## GIVEN DATA
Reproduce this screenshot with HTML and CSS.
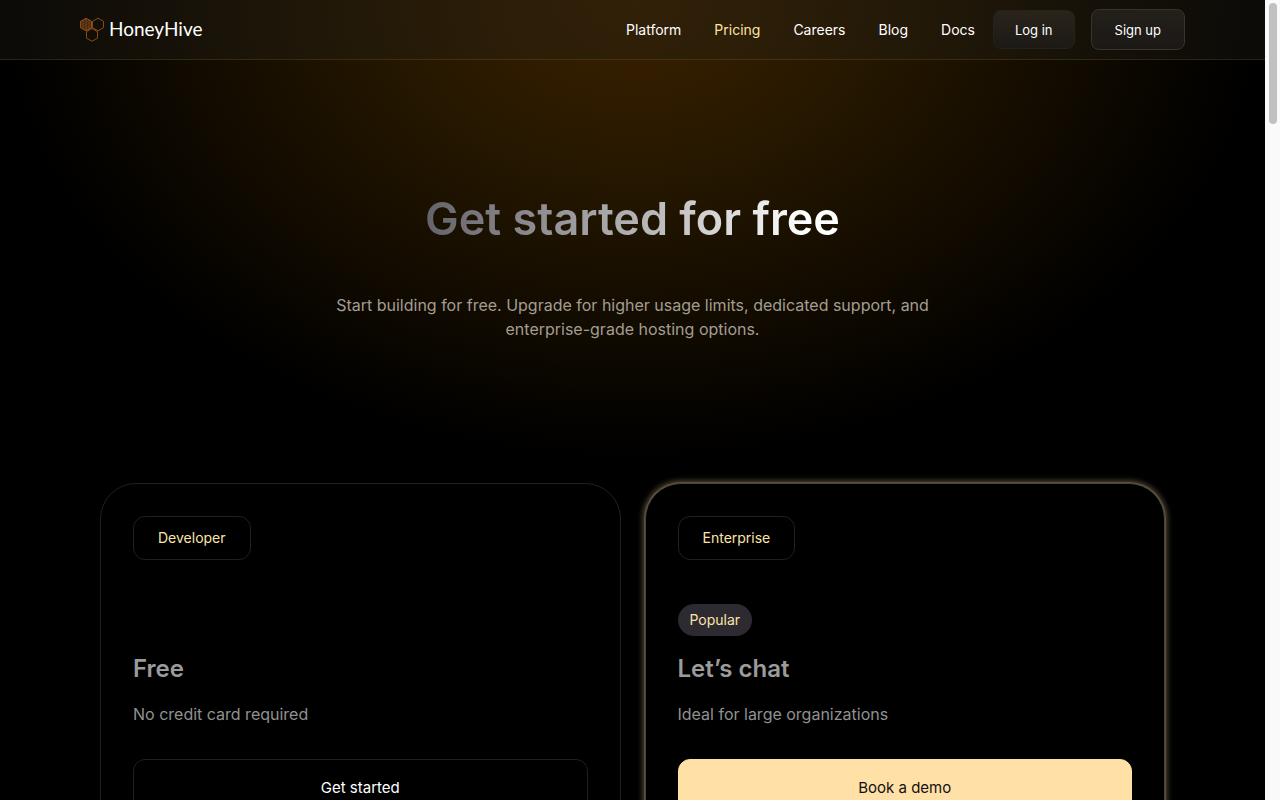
FILE: index.html
```html
<!DOCTYPE html>
<html lang="en">
<head>
<meta charset="utf-8">
<meta name="viewport" content="width=device-width, initial-scale=1">
<title>HoneyHive Pricing</title>
<link rel="stylesheet" href="styles.css">
</head>
<body>
<div class="page">
  <header class="navbar">
    <a class="brand" href="#">
      <svg class="brand-mark" viewBox="0 0 24 25" width="24" height="25" fill="none" stroke="#a55c1c" stroke-width=".8" aria-hidden="true">
        <path d="M6 1.200 11.500 4.300V10.700L6 13.800.5 10.700V4.300Z" fill="#3c2410"/>
        <path d="M18 1.200 23.500 4.300V10.700L18 13.800 12.500 10.700V4.300Z"/>
        <path d="M12 11.500 17.500 14.700V21.100L12 24.300 6.500 21.100V14.700Z"/>
        <path stroke-width=".4" d="M1 5.500 7 2M1 8 10 3M1 10.500 11 5M3 12 11 7.500M5 13.200 11 10M3 3V12M6 1.500V13.500M9 3V12"/>
      </svg>
      <span class="brand-name">HoneyHive</span>
    </a>
    <nav class="links">
      <a href="#">Platform</a>
      <a class="active" href="#">Pricing</a>
      <a href="#">Careers</a>
      <a href="#">Blog</a>
      <a href="#">Docs</a>
    </nav>
    <div class="account">
      <button class="login" type="button">Log in</button>
      <button class="signup" type="button">Sign up</button>
    </div>
  </header>
  <main>
    <section class="hero">
      <h1>Get started for free</h1>
      <p>Start building for free. Upgrade for higher usage limits, dedicated support, and enterprise-grade hosting options.</p>
    </section>
    <section class="plans">
      <article class="card">
        <span class="plan">Developer</span>
        <div class="note"></div>
        <h2>Free</h2>
        <p>No credit card required</p>
        <button class="cta" type="button">Get started</button>
      </article>
      <article class="card featured">
        <span class="plan">Enterprise</span>
        <div class="note"><span class="pill">Popular</span></div>
        <h2>Let’s chat</h2>
        <p>Ideal for large organizations</p>
        <button class="cta primary" type="button">Book a demo</button>
      </article>
    </section>
  </main>
</div>
<div class="scroll-track" aria-hidden="true"><div class="scroll-thumb"></div></div>
</body>
</html>
```
FILE: styles.css
```css
* { box-sizing: border-box; }
body {
  margin: 0;
  height: 100vh;
  display: flex;
  overflow: hidden;
  background: #000;
  color: #fff;
  font-family: Inter, "Liberation Sans", sans-serif;
}
button { font-family: inherit; color: inherit; cursor: pointer; }
.page {
  flex: 1;
  min-width: 0;
  overflow: hidden;
  background: radial-gradient(ellipse 50% 460px at 50% 0, #382000 0, #301c00 20%, #231600 42%, #150d00 65%, #080500 86%, #000 100%) no-repeat #000;
}
.scroll-track { width: 15px; background: #fafafa; padding: 3px 3px 0 4px; }
.scroll-thumb { height: 121px; border-radius: 4px; background: #c1c1c1; }
.navbar {
  height: 60px;
  padding: 0 80px;
  display: flex;
  align-items: center;
  border-bottom: 1px solid rgba(255, 190, 80, .13);
  background: rgba(36, 34, 26, .32);
}
.brand { display: flex; align-items: center; gap: 5px; margin-right: auto; color: #fff; text-decoration: none; }
.brand-name { font-family: Lato, sans-serif; font-size: 19px; line-height: 24px; padding-bottom: 2px; }
.links { display: flex; gap: 33px; font-size: 14px; line-height: 20px; margin-right: 18px; }
.links a { color: #fff; text-decoration: none; }
.links .active { color: #fce4a0; }
.account { display: flex; align-items: center; gap: 16px; }
.account button {
  font-size: 13px;
  line-height: 18px;
  border-radius: 8px;
  border: 1px solid #25211b;
  background: linear-gradient(#2a241a, #1c1916);
}
.account .login { padding: 10px 21px 9px; }
.account .signup { padding: 11px 23px 10px; border-color: #38332b; background: linear-gradient(#242019, #1b1816); }
.hero { padding: 128px 32px 142px; text-align: center; }
.hero h1 {
  display: table;
  margin: 0 auto 43px;
  font-size: 45px;
  line-height: 62px;
  font-weight: 600;
  background: linear-gradient(90deg, #65636a, #b9b8ba 55%, #fff 92%);
  background-clip: text;
  -webkit-background-clip: text;
  color: transparent;
}
.hero p {
  max-width: 640px;
  margin: 0 auto;
  color: #a39d93;
  font-size: 16px;
  line-height: 24px;
}
.plans { padding: 0 100px; display: grid; grid-template-columns: 1fr 1fr; gap: 24px; }
.card {
  padding: 32px;
  border: 1px solid #202020;
  border-radius: 36px;
  background: #000;
  display: flex;
  flex-direction: column;
  align-items: flex-start;
}
.featured { border-color: #4b4335; box-shadow: 0 0 0 1px #5c513f, 0 0 5px 3px #443c2c; }
.plan {
  padding: 11px 24px;
  border: 1px solid #202020;
  border-radius: 12px;
  color: #fce4a8;
  font-size: 14px;
  line-height: 20px;
}
.note { height: 32px; margin: 44px 0 16px; }
.pill { display: block; padding: 5px 12px; border-radius: 16px; background: #2d2b31; color: #fce4a8; font-size: 14px; line-height: 22px; }
.card h2 { margin: 0 0 16px; color: #9b9b9b; font-size: 24px; line-height: 34px; font-weight: 600; }
.card p { margin: 0 0 33px; color: #919191; font-size: 16px; line-height: 24px; }
.cta {
  align-self: stretch;
  padding: 17px;
  border: 1px solid #202020;
  border-radius: 12px;
  background: #000;
  font-size: 15px;
  line-height: 22px;
}
.primary { border-color: #ffe0a6; background: #ffe0a6; color: #111; }
```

## TASK
All of the material above is to be copied exactly, except for its images.

## ANSWER
Reproduce this screenshot with HTML and CSS.
FILE: index.html
```html
<!DOCTYPE html>
<html lang="en">
<head>
<meta charset="utf-8">
<meta name="viewport" content="width=device-width, initial-scale=1">
<title>HoneyHive Pricing</title>
<link rel="stylesheet" href="styles.css">
</head>
<body>
<div class="page">
  <header class="navbar">
    <a class="brand" href="#">
      <svg class="brand-mark" viewBox="0 0 24 25" width="24" height="25" fill="none" stroke="#a55c1c" stroke-width=".8" aria-hidden="true">
        <path d="M6 1.200 11.500 4.300V10.700L6 13.800.5 10.700V4.300Z" fill="#3c2410"/>
        <path d="M18 1.200 23.500 4.300V10.700L18 13.800 12.500 10.700V4.300Z"/>
        <path d="M12 11.500 17.500 14.700V21.100L12 24.300 6.500 21.100V14.700Z"/>
        <path stroke-width=".4" d="M1 5.500 7 2M1 8 10 3M1 10.500 11 5M3 12 11 7.500M5 13.200 11 10M3 3V12M6 1.500V13.500M9 3V12"/>
      </svg>
      <span class="brand-name">HoneyHive</span>
    </a>
    <nav class="links">
      <a href="#">Platform</a>
      <a class="active" href="#">Pricing</a>
      <a href="#">Careers</a>
      <a href="#">Blog</a>
      <a href="#">Docs</a>
    </nav>
    <div class="account">
      <button class="login" type="button">Log in</button>
      <button class="signup" type="button">Sign up</button>
    </div>
  </header>
  <main>
    <section class="hero">
      <h1>Get started for free</h1>
      <p>Start building for free. Upgrade for higher usage limits, dedicated support, and enterprise-grade hosting options.</p>
    </section>
    <section class="plans">
      <article class="card">
        <span class="plan">Developer</span>
        <div class="note"></div>
        <h2>Free</h2>
        <p>No credit card required</p>
        <button class="cta" type="button">Get started</button>
      </article>
      <article class="card featured">
        <span class="plan">Enterprise</span>
        <div class="note"><span class="pill">Popular</span></div>
        <h2>Let’s chat</h2>
        <p>Ideal for large organizations</p>
        <button class="cta primary" type="button">Book a demo</button>
      </article>
    </section>
  </main>
</div>
<div class="scroll-track" aria-hidden="true"><div class="scroll-thumb"></div></div>
</body>
</html>
```
FILE: styles.css
```css
* { box-sizing: border-box; }
body {
  margin: 0;
  height: 100vh;
  display: flex;
  overflow: hidden;
  background: #000;
  color: #fff;
  font-family: Inter, "Liberation Sans", sans-serif;
}
button { font-family: inherit; color: inherit; cursor: pointer; }
.page {
  flex: 1;
  min-width: 0;
  overflow: hidden;
  background: radial-gradient(ellipse 50% 460px at 50% 0, #382000 0, #301c00 20%, #231600 42%, #150d00 65%, #080500 86%, #000 100%) no-repeat #000;
}
.scroll-track { width: 15px; background: #fafafa; padding: 3px 3px 0 4px; }
.scroll-thumb { height: 121px; border-radius: 4px; background: #c1c1c1; }
.navbar {
  height: 60px;
  padding: 0 80px;
  display: flex;
  align-items: center;
  border-bottom: 1px solid rgba(255, 190, 80, .13);
  background: rgba(36, 34, 26, .32);
}
.brand { display: flex; align-items: center; gap: 5px; margin-right: auto; color: #fff; text-decoration: none; }
.brand-name { font-family: Lato, sans-serif; font-size: 19px; line-height: 24px; padding-bottom: 2px; }
.links { display: flex; gap: 33px; font-size: 14px; line-height: 20px; margin-right: 18px; }
.links a { color: #fff; text-decoration: none; }
.links .active { color: #fce4a0; }
.account { display: flex; align-items: center; gap: 16px; }
.account button {
  font-size: 13px;
  line-height: 18px;
  border-radius: 8px;
  border: 1px solid #25211b;
  background: linear-gradient(#2a241a, #1c1916);
}
.account .login { padding: 10px 21px 9px; }
.account .signup { padding: 11px 23px 10px; border-color: #38332b; background: linear-gradient(#242019, #1b1816); }
.hero { padding: 128px 32px 142px; text-align: center; }
.hero h1 {
  display: table;
  margin: 0 auto 43px;
  font-size: 45px;
  line-height: 62px;
  font-weight: 600;
  background: linear-gradient(90deg, #65636a, #b9b8ba 55%, #fff 92%);
  background-clip: text;
  -webkit-background-clip: text;
  color: transparent;
}
.hero p {
  max-width: 640px;
  margin: 0 auto;
  color: #a39d93;
  font-size: 16px;
  line-height: 24px;
}
.plans { padding: 0 100px; display: grid; grid-template-columns: 1fr 1fr; gap: 24px; }
.card {
  padding: 32px;
  border: 1px solid #202020;
  border-radius: 36px;
  background: #000;
  display: flex;
  flex-direction: column;
  align-items: flex-start;
}
.featured { border-color: #4b4335; box-shadow: 0 0 0 1px #5c513f, 0 0 5px 3px #443c2c; }
.plan {
  padding: 11px 24px;
  border: 1px solid #202020;
  border-radius: 12px;
  color: #fce4a8;
  font-size: 14px;
  line-height: 20px;
}
.note { height: 32px; margin: 44px 0 16px; }
.pill { display: block; padding: 5px 12px; border-radius: 16px; background: #2d2b31; color: #fce4a8; font-size: 14px; line-height: 22px; }
.card h2 { margin: 0 0 16px; color: #9b9b9b; font-size: 24px; line-height: 34px; font-weight: 600; }
.card p { margin: 0 0 33px; color: #919191; font-size: 16px; line-height: 24px; }
.cta {
  align-self: stretch;
  padding: 17px;
  border: 1px solid #202020;
  border-radius: 12px;
  background: #000;
  font-size: 15px;
  line-height: 22px;
}
.primary { border-color: #ffe0a6; background: #ffe0a6; color: #111; }
```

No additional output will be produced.